Weilun Soon, Julian Lee, Grant Smith and Prejula Prem June 19, 2026

(Bloomberg) – Iran is shipping large amounts of oil that had previously been held back by a US blockade, a potential boost for Tehran after it signed an interim peace deal with Washington on Wednesday. 

Map source: Global Energy Infrastructure

A total of 11 tankers hauling a combined 20 MMbbl were detected leaving the Iranian port of Chabahar on the Gulf of Oman this week, shipping data compiled by Bloomberg show. The U.S. military had prevented the vessels from sailing out into the Indian Ocean, part of an effort to squeeze Tehran’s access to petrodollars. Most Iranian oil goes to China.

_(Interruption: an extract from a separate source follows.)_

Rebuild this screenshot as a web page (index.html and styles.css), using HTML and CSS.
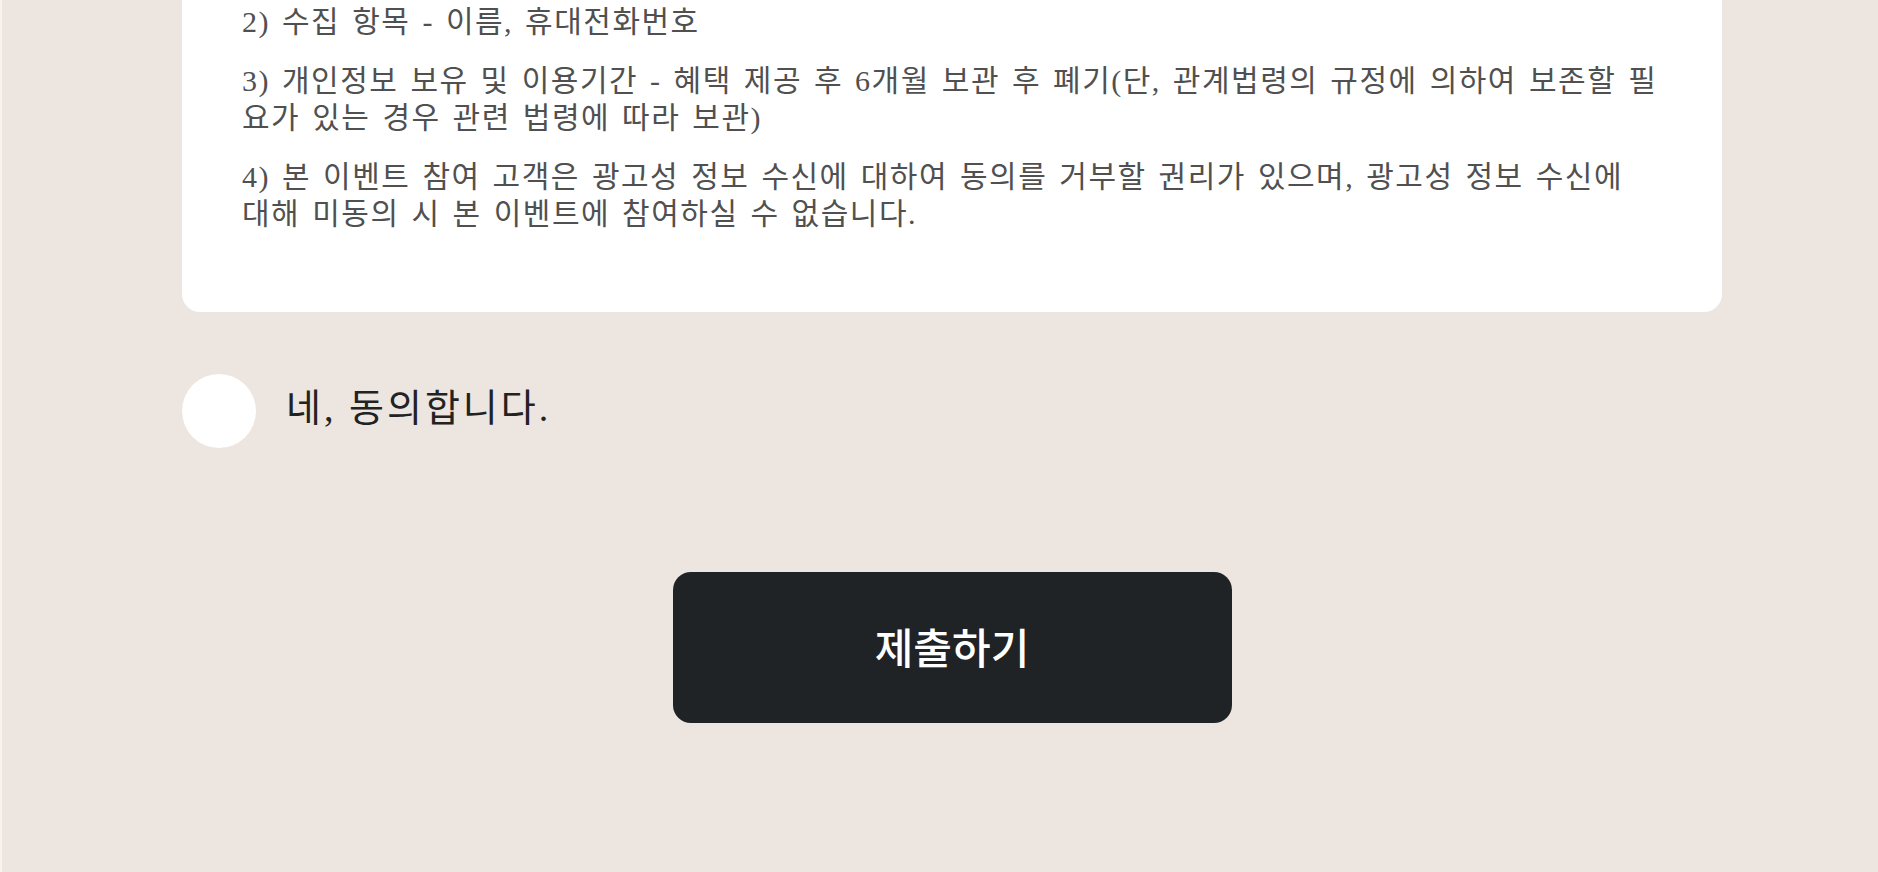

The increased flows come as Iran continues in its efforts to control which ships can pass through Hormuz and how. The country’s Persian Gulf State Authority, an entity set up to oversee transits, said in a document on its website that shippers must follow its designated route and set out how vessels could face tolls for passage. 

While Wednesday’s memorandum of understanding between Washington and Tehran was supposed to unlock oil and gas flows from across the region, the most transparent sign of increased exports has been from Chabahar, which sits just outside the Persian Gulf near Iran’s border with Pakistan.

The U.S. and Iran have postponed the start of their negotiations over a permanent peace deal, which were meant to be held in Switzerland on Friday. It’s unclear whether the delay, which followed clashes overnight between Israel and Iran-backed Hezbollah militants in southern Lebanon, will impact transit through Hormuz and the Gulf of Oman.

No non-Iranian tankers were seen moving outbound from the Persian Gulf on Friday morning, compared with vessels carrying nearly 10 MMbbl that either appeared outside or sailing through the Strait of Hormuz on Thursday. The fully laden supertanker Tenzan, which reappeared in the Gulf of Oman, appeared to cross Hormuz overnight.

It’s possible that other cargo flows will come to light in the coming days because ships have increasingly navigated Hormuz with their transponders switched off, hugging a route along Oman’s coast.